------ DATASET EXCERPT

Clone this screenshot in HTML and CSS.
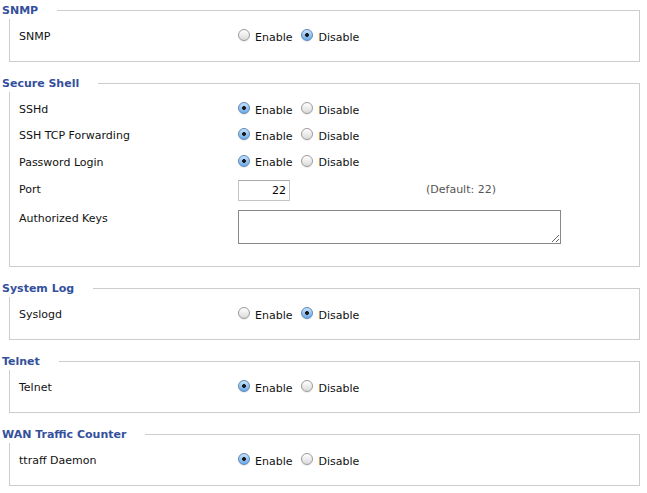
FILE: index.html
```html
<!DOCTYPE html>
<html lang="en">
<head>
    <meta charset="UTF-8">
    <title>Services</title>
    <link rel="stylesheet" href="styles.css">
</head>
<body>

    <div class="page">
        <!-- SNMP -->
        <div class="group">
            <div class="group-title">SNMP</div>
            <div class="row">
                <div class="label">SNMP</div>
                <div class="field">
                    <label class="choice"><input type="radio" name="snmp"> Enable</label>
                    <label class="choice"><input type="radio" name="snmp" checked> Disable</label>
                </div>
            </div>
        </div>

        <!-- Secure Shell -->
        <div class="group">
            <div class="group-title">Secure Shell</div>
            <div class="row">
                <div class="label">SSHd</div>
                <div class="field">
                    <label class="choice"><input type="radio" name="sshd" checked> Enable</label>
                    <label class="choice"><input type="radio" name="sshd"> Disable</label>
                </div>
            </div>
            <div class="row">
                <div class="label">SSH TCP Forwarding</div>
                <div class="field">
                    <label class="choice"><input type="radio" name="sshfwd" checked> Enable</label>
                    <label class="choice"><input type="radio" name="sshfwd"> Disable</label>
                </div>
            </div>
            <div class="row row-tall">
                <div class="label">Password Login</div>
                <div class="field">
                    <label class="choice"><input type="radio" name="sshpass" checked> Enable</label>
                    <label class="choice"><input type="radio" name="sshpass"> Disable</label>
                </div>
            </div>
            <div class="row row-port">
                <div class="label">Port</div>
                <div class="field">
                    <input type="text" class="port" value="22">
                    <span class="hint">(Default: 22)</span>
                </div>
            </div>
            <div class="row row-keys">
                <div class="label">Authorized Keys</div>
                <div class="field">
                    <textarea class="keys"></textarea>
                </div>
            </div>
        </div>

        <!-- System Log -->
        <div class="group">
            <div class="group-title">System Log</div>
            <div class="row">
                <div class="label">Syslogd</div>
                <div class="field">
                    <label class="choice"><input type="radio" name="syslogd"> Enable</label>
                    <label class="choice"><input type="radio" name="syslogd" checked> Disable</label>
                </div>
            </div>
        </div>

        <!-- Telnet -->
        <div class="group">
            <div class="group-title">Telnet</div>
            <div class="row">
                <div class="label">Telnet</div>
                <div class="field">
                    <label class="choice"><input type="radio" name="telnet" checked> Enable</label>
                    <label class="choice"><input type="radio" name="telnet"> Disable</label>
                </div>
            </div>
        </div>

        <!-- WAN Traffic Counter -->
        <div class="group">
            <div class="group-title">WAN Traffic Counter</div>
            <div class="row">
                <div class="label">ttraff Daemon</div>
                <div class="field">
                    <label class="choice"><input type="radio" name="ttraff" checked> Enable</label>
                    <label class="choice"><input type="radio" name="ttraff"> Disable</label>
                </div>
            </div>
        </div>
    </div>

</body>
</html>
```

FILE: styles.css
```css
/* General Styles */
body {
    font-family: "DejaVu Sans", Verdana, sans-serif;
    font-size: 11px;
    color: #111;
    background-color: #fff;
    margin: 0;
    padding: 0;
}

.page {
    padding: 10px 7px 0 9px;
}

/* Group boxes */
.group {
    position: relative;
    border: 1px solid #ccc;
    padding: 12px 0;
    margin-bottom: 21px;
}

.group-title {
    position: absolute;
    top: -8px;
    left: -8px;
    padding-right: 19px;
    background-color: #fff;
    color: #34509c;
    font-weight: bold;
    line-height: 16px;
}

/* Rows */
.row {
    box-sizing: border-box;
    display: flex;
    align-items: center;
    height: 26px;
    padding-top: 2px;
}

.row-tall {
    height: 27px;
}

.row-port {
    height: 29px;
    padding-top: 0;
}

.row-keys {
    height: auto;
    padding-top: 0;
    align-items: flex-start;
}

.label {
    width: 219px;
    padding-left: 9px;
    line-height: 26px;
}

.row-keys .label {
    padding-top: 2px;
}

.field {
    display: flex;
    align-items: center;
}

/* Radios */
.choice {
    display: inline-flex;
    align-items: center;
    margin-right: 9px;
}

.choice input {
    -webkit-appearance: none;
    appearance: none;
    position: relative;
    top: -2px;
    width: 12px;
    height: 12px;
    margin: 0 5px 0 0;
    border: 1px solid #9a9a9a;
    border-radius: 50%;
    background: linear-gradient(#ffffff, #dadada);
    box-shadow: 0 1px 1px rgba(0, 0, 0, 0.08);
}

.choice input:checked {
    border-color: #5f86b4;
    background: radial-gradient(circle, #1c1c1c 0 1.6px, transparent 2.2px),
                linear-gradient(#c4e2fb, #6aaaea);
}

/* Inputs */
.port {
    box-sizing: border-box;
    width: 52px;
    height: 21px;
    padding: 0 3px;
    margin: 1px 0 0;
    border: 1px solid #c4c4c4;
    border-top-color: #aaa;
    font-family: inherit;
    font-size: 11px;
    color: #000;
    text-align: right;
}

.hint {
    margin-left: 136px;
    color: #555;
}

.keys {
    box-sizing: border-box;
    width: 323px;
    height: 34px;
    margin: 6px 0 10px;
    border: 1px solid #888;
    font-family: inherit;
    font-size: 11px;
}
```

------------

*TASK DIRECTIONS*
Would you set down the listing exactly, omitting pictures?

*WRITTEN SOLUTION*
Clone this screenshot in HTML and CSS.
FILE: index.html
```html
<!DOCTYPE html>
<html lang="en">
<head>
    <meta charset="UTF-8">
    <title>Services</title>
    <link rel="stylesheet" href="styles.css">
</head>
<body>

    <div class="page">
        <!-- SNMP -->
        <div class="group">
            <div class="group-title">SNMP</div>
            <div class="row">
                <div class="label">SNMP</div>
                <div class="field">
                    <label class="choice"><input type="radio" name="snmp"> Enable</label>
                    <label class="choice"><input type="radio" name="snmp" checked> Disable</label>
                </div>
            </div>
        </div>

        <!-- Secure Shell -->
        <div class="group">
            <div class="group-title">Secure Shell</div>
            <div class="row">
                <div class="label">SSHd</div>
                <div class="field">
                    <label class="choice"><input type="radio" name="sshd" checked> Enable</label>
                    <label class="choice"><input type="radio" name="sshd"> Disable</label>
                </div>
            </div>
            <div class="row">
                <div class="label">SSH TCP Forwarding</div>
                <div class="field">
                    <label class="choice"><input type="radio" name="sshfwd" checked> Enable</label>
                    <label class="choice"><input type="radio" name="sshfwd"> Disable</label>
                </div>
            </div>
            <div class="row row-tall">
                <div class="label">Password Login</div>
                <div class="field">
                    <label class="choice"><input type="radio" name="sshpass" checked> Enable</label>
                    <label class="choice"><input type="radio" name="sshpass"> Disable</label>
                </div>
            </div>
            <div class="row row-port">
                <div class="label">Port</div>
                <div class="field">
                    <input type="text" class="port" value="22">
                    <span class="hint">(Default: 22)</span>
                </div>
            </div>
            <div class="row row-keys">
                <div class="label">Authorized Keys</div>
                <div class="field">
                    <textarea class="keys"></textarea>
                </div>
            </div>
        </div>

        <!-- System Log -->
        <div class="group">
            <div class="group-title">System Log</div>
            <div class="row">
                <div class="label">Syslogd</div>
                <div class="field">
                    <label class="choice"><input type="radio" name="syslogd"> Enable</label>
                    <label class="choice"><input type="radio" name="syslogd" checked> Disable</label>
                </div>
            </div>
        </div>

        <!-- Telnet -->
        <div class="group">
            <div class="group-title">Telnet</div>
            <div class="row">
                <div class="label">Telnet</div>
                <div class="field">
                    <label class="choice"><input type="radio" name="telnet" checked> Enable</label>
                    <label class="choice"><input type="radio" name="telnet"> Disable</label>
                </div>
            </div>
        </div>

        <!-- WAN Traffic Counter -->
        <div class="group">
            <div class="group-title">WAN Traffic Counter</div>
            <div class="row">
                <div class="label">ttraff Daemon</div>
                <div class="field">
                    <label class="choice"><input type="radio" name="ttraff" checked> Enable</label>
                    <label class="choice"><input type="radio" name="ttraff"> Disable</label>
                </div>
            </div>
        </div>
    </div>

</body>
</html>
```

FILE: styles.css
```css
/* General Styles */
body {
    font-family: "DejaVu Sans", Verdana, sans-serif;
    font-size: 11px;
    color: #111;
    background-color: #fff;
    margin: 0;
    padding: 0;
}

.page {
    padding: 10px 7px 0 9px;
}

/* Group boxes */
.group {
    position: relative;
    border: 1px solid #ccc;
    padding: 12px 0;
    margin-bottom: 21px;
}

.group-title {
    position: absolute;
    top: -8px;
    left: -8px;
    padding-right: 19px;
    background-color: #fff;
    color: #34509c;
    font-weight: bold;
    line-height: 16px;
}

/* Rows */
.row {
    box-sizing: border-box;
    display: flex;
    align-items: center;
    height: 26px;
    padding-top: 2px;
}

.row-tall {
    height: 27px;
}

.row-port {
    height: 29px;
    padding-top: 0;
}

.row-keys {
    height: auto;
    padding-top: 0;
    align-items: flex-start;
}

.label {
    width: 219px;
    padding-left: 9px;
    line-height: 26px;
}

.row-keys .label {
    padding-top: 2px;
}

.field {
    display: flex;
    align-items: center;
}

/* Radios */
.choice {
    display: inline-flex;
    align-items: center;
    margin-right: 9px;
}

.choice input {
    -webkit-appearance: none;
    appearance: none;
    position: relative;
    top: -2px;
    width: 12px;
    height: 12px;
    margin: 0 5px 0 0;
    border: 1px solid #9a9a9a;
    border-radius: 50%;
    background: linear-gradient(#ffffff, #dadada);
    box-shadow: 0 1px 1px rgba(0, 0, 0, 0.08);
}

.choice input:checked {
    border-color: #5f86b4;
    background: radial-gradient(circle, #1c1c1c 0 1.6px, transparent 2.2px),
                linear-gradient(#c4e2fb, #6aaaea);
}

/* Inputs */
.port {
    box-sizing: border-box;
    width: 52px;
    height: 21px;
    padding: 0 3px;
    margin: 1px 0 0;
    border: 1px solid #c4c4c4;
    border-top-color: #aaa;
    font-family: inherit;
    font-size: 11px;
    color: #000;
    text-align: right;
}

.hint {
    margin-left: 136px;
    color: #555;
}

.keys {
    box-sizing: border-box;
    width: 323px;
    height: 34px;
    margin: 6px 0 10px;
    border: 1px solid #888;
    font-family: inherit;
    font-size: 11px;
}
```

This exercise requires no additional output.